*Work required*. Filter out everything except lines holding "components".

※ ※ ※

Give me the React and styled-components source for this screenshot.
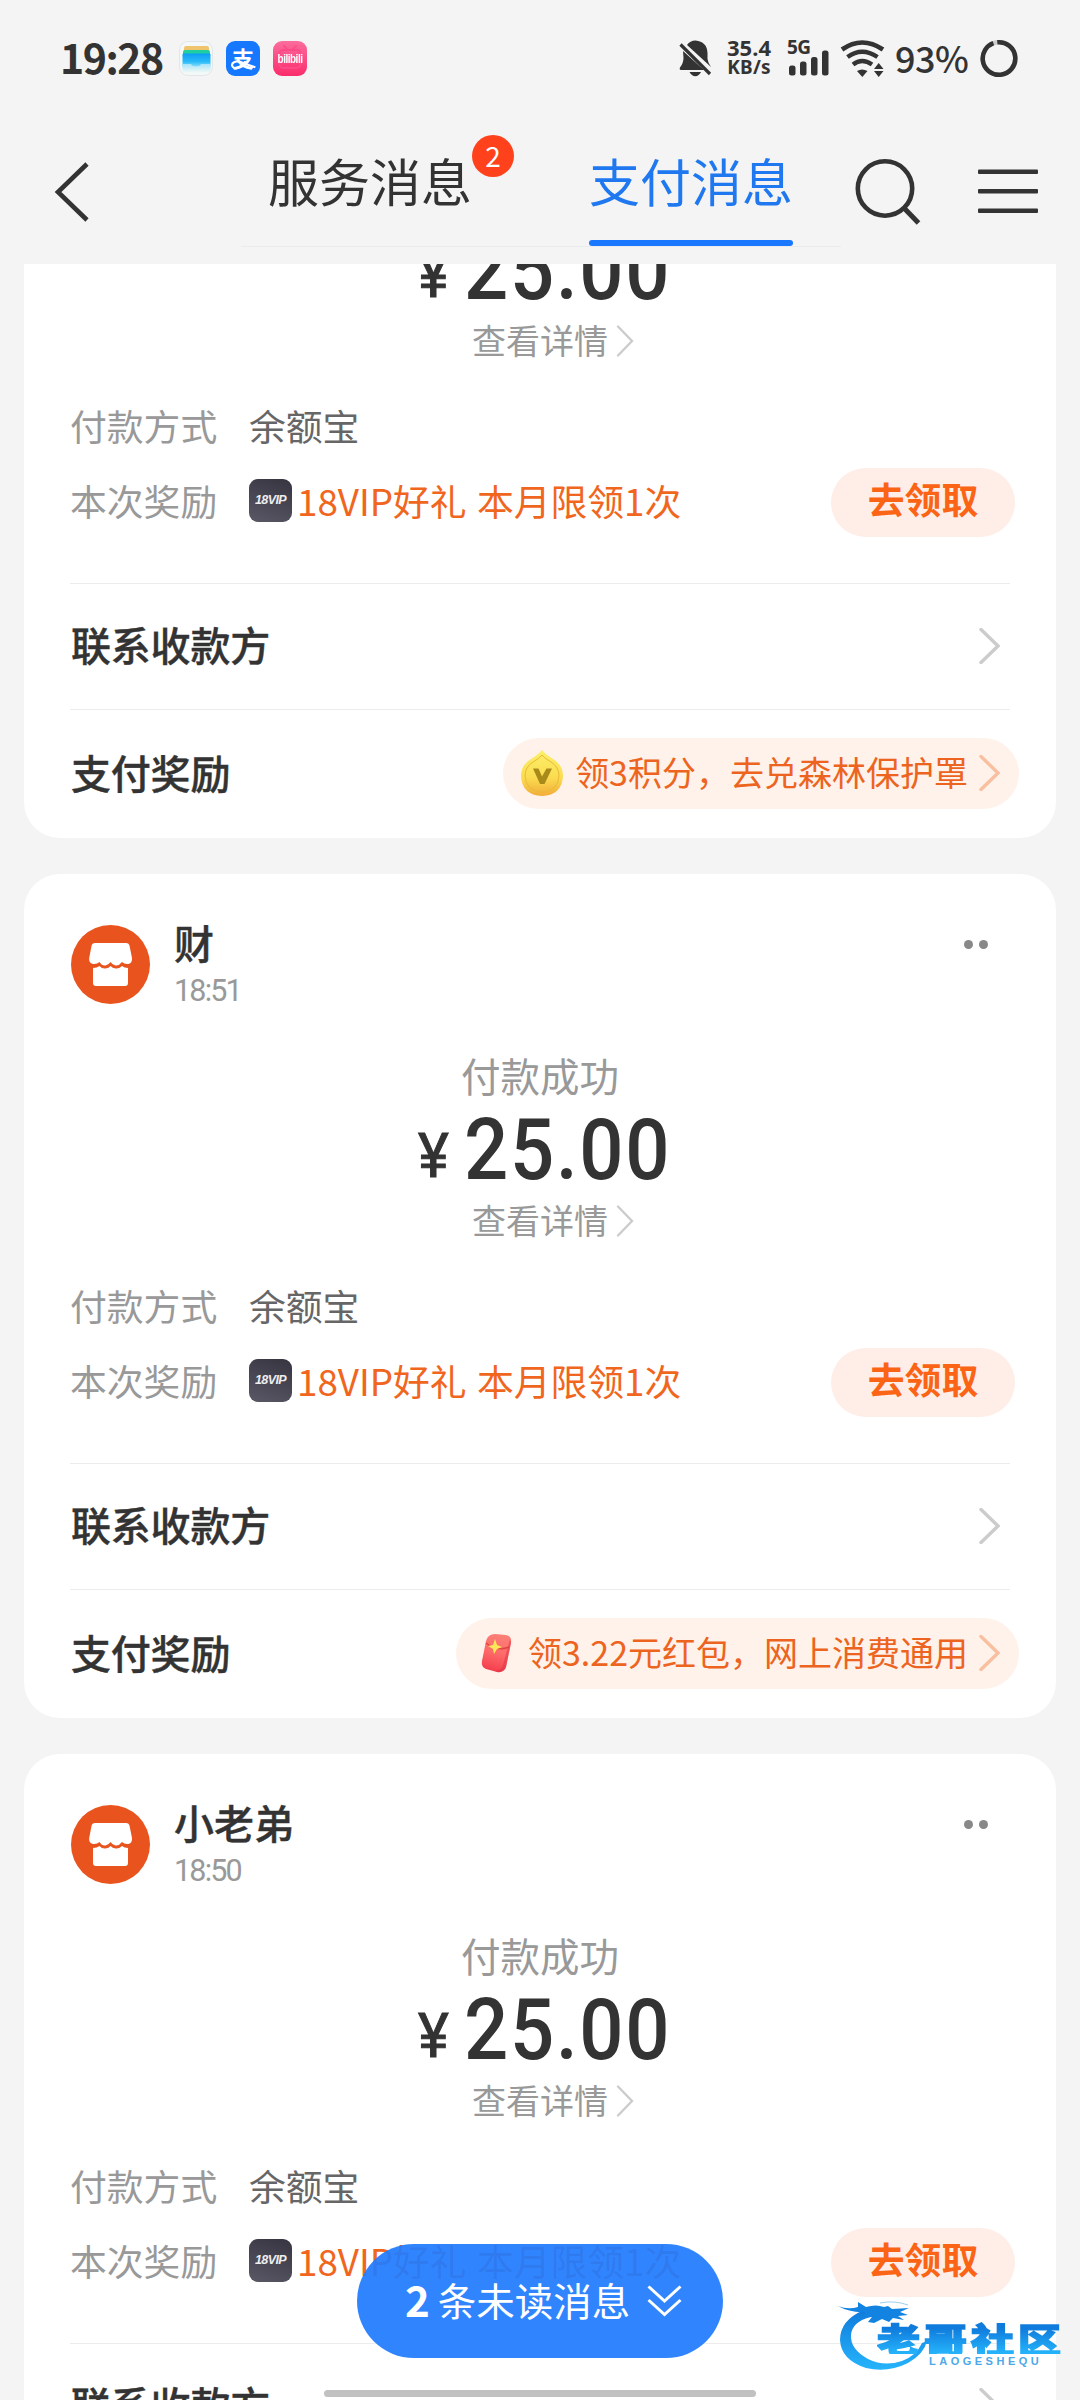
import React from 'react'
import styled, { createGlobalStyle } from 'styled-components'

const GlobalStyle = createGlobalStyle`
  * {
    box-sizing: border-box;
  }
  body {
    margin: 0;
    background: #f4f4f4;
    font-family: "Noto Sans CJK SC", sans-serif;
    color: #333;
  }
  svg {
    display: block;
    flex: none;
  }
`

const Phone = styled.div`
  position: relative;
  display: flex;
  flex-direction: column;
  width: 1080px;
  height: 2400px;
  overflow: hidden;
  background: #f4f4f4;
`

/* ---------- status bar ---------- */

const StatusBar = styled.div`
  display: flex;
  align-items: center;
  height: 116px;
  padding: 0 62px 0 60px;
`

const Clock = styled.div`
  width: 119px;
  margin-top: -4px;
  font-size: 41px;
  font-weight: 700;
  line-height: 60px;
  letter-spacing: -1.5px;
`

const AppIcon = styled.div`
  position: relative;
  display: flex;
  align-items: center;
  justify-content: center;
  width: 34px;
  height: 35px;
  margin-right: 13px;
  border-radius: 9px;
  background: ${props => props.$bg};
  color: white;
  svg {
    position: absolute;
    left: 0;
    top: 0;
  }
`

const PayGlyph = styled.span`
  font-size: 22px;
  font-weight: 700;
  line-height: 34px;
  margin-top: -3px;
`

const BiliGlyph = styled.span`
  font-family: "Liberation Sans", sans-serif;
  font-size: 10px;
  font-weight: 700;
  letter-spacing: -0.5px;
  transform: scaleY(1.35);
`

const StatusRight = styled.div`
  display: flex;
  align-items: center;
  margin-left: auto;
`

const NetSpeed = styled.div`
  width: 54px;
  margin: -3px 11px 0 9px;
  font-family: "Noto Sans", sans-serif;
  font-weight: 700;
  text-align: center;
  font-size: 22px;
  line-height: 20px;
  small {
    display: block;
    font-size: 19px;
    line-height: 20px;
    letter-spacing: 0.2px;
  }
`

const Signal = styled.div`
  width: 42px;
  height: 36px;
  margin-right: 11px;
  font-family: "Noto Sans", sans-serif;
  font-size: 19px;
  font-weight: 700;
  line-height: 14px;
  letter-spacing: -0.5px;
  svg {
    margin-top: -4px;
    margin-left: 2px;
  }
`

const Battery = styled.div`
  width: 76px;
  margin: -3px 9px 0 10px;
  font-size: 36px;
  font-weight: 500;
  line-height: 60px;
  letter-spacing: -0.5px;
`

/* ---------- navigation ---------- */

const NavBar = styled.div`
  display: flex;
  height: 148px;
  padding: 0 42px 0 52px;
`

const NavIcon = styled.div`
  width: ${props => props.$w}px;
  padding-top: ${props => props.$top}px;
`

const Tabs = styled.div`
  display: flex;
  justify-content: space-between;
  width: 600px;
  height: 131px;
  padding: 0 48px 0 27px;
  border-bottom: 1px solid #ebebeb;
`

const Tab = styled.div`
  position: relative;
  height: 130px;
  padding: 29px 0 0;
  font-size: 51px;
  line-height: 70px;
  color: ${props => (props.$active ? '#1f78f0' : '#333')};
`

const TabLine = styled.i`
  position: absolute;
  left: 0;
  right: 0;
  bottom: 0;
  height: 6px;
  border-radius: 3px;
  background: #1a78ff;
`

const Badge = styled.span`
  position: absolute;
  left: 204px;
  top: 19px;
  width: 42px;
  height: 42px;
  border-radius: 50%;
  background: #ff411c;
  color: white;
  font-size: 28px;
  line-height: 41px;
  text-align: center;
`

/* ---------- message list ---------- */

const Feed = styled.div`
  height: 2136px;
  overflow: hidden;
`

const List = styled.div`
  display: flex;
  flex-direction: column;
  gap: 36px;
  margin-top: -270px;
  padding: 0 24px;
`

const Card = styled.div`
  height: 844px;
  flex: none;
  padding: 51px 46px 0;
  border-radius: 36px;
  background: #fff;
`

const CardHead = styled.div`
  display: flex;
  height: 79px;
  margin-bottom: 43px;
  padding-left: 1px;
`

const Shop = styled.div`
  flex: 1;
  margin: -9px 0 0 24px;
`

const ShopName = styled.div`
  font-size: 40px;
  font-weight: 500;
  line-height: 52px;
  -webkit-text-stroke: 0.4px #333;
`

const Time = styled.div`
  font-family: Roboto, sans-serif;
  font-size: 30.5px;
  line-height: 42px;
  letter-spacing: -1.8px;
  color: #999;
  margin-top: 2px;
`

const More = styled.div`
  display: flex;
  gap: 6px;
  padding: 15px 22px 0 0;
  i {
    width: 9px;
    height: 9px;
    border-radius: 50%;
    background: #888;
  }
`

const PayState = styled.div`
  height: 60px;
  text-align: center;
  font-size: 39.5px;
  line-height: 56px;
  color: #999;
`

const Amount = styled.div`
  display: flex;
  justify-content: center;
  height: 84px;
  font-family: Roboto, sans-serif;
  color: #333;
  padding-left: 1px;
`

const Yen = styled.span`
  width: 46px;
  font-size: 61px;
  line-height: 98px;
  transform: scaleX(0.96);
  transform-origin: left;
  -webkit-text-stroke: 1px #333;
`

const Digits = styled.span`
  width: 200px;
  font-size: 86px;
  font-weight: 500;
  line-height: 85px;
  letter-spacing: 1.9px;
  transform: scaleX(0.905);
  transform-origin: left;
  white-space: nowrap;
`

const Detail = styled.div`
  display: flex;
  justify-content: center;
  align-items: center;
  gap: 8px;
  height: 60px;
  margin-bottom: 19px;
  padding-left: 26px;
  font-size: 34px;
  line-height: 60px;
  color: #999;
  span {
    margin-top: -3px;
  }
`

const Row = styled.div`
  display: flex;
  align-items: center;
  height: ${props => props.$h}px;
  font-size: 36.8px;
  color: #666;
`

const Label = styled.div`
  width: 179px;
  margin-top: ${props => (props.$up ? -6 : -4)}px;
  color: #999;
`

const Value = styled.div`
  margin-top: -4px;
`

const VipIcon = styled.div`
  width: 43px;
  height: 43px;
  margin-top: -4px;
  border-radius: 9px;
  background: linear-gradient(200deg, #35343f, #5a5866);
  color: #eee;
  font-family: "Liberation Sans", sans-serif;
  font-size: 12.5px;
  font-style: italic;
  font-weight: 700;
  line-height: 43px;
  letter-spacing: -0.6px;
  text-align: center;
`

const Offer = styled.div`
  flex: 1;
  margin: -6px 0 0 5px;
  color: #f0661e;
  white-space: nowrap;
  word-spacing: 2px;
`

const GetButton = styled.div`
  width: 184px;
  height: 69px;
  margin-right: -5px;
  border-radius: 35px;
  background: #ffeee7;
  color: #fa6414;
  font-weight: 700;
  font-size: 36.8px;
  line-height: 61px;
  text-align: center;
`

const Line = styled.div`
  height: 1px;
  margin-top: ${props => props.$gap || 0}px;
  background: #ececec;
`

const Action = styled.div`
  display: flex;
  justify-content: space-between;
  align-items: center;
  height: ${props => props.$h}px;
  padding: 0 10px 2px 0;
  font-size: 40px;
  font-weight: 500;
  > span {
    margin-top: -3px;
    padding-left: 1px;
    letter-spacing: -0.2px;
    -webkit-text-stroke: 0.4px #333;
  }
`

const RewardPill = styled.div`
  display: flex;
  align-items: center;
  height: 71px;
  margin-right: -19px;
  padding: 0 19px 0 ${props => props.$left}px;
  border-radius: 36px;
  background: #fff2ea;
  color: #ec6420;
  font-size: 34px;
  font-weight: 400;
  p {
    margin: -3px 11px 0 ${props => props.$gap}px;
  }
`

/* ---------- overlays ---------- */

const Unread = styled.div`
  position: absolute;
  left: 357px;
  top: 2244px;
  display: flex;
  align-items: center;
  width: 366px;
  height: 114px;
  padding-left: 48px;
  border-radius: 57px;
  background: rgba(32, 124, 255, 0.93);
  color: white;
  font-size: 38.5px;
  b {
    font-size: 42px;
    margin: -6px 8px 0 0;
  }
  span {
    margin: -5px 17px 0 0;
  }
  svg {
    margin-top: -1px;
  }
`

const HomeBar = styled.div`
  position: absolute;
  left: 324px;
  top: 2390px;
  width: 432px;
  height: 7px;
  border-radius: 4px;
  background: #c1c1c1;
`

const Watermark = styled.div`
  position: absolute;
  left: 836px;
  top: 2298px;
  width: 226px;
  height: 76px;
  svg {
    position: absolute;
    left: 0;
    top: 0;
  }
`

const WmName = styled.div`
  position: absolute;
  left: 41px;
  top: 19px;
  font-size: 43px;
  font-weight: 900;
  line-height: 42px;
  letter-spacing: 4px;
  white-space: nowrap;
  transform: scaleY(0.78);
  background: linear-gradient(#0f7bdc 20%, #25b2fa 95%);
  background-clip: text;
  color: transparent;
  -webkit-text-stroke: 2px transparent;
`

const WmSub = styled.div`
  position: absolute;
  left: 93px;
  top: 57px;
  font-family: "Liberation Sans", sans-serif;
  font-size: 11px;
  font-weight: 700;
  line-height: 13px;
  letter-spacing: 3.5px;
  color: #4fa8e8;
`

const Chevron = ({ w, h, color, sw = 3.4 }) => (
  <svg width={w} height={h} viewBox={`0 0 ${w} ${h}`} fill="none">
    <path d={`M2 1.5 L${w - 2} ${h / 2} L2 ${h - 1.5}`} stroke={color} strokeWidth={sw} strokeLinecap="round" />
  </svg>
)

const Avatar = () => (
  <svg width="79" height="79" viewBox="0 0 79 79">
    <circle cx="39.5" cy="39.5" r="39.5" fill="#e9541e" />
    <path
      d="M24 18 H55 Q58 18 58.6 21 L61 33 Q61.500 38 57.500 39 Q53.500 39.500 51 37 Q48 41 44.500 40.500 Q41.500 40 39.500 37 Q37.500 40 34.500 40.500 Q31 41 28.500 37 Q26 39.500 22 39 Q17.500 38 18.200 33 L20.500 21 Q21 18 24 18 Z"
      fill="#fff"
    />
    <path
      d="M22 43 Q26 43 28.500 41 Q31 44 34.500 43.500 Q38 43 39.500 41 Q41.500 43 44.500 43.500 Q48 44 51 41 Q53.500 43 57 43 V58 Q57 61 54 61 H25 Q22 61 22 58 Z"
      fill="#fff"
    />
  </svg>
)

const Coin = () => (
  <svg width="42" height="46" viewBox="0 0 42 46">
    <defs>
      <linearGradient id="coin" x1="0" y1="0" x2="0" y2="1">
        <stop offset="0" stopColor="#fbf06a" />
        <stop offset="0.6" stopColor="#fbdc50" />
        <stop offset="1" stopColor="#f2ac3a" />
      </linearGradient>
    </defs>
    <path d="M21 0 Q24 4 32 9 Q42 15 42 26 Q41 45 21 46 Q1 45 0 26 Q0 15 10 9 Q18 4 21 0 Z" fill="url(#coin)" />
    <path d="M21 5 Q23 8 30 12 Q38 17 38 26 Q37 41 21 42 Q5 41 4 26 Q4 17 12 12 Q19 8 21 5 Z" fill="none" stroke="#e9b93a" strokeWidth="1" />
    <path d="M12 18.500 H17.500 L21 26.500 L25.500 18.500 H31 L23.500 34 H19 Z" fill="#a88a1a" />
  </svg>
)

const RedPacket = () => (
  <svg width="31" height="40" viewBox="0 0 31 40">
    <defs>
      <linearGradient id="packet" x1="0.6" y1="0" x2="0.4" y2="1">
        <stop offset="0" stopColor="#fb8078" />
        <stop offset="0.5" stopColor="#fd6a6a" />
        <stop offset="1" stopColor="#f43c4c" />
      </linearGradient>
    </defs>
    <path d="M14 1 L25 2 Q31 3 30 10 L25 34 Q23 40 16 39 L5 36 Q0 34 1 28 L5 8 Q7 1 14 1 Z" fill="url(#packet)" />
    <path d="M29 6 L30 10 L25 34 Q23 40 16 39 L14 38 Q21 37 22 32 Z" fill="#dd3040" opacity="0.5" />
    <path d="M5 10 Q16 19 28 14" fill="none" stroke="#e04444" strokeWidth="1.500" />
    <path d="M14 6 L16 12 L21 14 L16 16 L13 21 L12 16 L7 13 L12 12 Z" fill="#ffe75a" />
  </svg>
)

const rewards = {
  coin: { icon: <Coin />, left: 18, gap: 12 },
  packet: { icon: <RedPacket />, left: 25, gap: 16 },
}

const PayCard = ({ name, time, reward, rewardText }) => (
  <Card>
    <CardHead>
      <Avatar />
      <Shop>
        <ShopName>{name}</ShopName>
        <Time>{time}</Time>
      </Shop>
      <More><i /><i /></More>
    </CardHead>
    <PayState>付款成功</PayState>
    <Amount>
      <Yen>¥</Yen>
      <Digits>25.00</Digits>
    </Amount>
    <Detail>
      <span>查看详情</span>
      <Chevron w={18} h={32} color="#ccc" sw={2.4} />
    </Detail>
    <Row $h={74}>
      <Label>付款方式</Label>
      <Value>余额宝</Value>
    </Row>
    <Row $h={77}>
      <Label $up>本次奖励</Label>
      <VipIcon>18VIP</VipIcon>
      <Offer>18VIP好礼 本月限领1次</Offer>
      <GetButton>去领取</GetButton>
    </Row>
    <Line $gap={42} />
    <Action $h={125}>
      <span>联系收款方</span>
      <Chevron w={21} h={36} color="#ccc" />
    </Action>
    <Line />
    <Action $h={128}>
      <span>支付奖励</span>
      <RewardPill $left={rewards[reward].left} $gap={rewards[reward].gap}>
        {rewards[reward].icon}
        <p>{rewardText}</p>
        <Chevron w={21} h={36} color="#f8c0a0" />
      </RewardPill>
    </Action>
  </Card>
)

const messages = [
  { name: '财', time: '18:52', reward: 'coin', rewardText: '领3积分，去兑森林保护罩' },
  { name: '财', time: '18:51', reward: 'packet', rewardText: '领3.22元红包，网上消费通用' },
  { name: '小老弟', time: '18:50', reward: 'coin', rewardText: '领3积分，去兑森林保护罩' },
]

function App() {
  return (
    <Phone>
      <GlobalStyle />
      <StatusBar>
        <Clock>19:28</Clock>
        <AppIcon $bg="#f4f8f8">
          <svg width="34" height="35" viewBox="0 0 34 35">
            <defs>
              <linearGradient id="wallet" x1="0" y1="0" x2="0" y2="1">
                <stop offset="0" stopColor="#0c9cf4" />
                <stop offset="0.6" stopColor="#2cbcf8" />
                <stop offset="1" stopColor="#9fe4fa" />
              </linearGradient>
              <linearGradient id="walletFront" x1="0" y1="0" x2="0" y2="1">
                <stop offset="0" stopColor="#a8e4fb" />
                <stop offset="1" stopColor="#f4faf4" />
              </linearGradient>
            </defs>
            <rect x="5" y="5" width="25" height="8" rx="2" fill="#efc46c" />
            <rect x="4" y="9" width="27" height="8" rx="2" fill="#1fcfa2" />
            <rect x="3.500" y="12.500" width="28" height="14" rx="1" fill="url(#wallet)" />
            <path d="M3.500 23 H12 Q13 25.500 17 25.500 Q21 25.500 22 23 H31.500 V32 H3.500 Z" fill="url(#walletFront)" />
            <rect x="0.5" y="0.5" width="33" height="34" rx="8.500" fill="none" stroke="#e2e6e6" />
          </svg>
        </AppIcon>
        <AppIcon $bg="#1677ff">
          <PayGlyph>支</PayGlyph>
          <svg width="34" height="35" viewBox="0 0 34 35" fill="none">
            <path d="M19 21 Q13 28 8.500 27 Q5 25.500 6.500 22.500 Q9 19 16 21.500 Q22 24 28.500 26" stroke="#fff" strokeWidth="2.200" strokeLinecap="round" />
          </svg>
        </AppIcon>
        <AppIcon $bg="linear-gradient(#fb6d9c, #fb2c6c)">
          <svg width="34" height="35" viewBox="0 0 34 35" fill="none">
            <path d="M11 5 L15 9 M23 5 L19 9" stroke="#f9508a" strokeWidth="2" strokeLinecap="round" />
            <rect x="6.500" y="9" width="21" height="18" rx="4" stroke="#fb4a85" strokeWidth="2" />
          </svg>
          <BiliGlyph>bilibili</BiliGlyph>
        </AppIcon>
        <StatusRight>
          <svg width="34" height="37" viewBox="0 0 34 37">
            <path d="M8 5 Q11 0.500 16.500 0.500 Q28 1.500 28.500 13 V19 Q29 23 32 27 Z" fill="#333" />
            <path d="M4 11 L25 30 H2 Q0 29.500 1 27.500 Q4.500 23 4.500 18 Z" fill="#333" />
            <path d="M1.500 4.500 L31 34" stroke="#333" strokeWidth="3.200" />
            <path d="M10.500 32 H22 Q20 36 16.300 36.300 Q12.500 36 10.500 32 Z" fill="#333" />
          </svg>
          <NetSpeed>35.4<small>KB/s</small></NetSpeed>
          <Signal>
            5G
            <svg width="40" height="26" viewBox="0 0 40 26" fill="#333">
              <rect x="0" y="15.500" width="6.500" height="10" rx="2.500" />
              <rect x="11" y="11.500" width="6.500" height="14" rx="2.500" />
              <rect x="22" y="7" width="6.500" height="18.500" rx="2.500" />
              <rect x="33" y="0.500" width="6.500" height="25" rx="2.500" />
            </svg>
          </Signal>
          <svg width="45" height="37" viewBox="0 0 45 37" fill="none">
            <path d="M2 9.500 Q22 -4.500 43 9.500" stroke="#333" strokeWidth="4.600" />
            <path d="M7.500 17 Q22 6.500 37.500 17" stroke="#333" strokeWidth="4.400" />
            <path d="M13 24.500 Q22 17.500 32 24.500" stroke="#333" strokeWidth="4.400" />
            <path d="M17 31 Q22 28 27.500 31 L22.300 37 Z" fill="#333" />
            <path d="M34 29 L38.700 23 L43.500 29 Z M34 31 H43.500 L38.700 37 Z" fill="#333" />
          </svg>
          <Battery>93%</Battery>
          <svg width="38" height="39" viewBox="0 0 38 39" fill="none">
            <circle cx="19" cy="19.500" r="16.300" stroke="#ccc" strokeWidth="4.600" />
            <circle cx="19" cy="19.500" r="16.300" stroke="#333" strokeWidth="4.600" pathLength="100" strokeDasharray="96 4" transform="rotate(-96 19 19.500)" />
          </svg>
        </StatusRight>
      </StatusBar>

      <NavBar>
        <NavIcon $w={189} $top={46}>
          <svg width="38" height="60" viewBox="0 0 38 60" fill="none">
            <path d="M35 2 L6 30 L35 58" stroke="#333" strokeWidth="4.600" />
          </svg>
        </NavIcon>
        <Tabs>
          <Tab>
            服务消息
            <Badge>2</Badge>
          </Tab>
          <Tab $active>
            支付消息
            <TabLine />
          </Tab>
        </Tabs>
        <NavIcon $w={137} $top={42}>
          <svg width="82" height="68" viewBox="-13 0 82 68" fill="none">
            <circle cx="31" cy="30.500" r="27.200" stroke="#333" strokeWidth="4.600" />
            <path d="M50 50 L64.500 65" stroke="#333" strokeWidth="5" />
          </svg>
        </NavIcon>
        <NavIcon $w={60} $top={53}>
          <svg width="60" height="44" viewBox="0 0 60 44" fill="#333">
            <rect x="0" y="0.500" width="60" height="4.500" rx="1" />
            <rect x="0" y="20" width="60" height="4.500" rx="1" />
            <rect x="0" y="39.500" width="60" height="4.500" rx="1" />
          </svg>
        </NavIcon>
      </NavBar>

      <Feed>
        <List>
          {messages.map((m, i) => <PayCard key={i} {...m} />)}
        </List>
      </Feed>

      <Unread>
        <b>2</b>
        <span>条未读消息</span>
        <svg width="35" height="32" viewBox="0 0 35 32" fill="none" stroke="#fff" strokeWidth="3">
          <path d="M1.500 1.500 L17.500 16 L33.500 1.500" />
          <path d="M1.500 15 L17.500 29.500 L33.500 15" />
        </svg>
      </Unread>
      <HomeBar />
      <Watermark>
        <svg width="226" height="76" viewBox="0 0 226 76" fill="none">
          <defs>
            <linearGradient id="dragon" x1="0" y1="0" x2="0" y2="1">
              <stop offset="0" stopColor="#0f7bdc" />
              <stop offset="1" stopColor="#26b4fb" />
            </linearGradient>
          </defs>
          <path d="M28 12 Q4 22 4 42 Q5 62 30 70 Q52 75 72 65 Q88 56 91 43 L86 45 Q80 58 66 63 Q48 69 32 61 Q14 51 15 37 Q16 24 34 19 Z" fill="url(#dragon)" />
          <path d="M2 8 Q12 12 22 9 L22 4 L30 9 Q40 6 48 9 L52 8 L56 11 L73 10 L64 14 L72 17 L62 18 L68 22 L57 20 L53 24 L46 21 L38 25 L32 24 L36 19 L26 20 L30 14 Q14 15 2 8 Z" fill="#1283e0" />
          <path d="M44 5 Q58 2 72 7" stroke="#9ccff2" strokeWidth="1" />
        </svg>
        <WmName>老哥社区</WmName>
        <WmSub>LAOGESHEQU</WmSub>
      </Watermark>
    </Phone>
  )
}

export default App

※ ※ ※

*Result below*.
Give me the React and styled-components source for this screenshot.
import styled, { createGlobalStyle } from 'styled-components'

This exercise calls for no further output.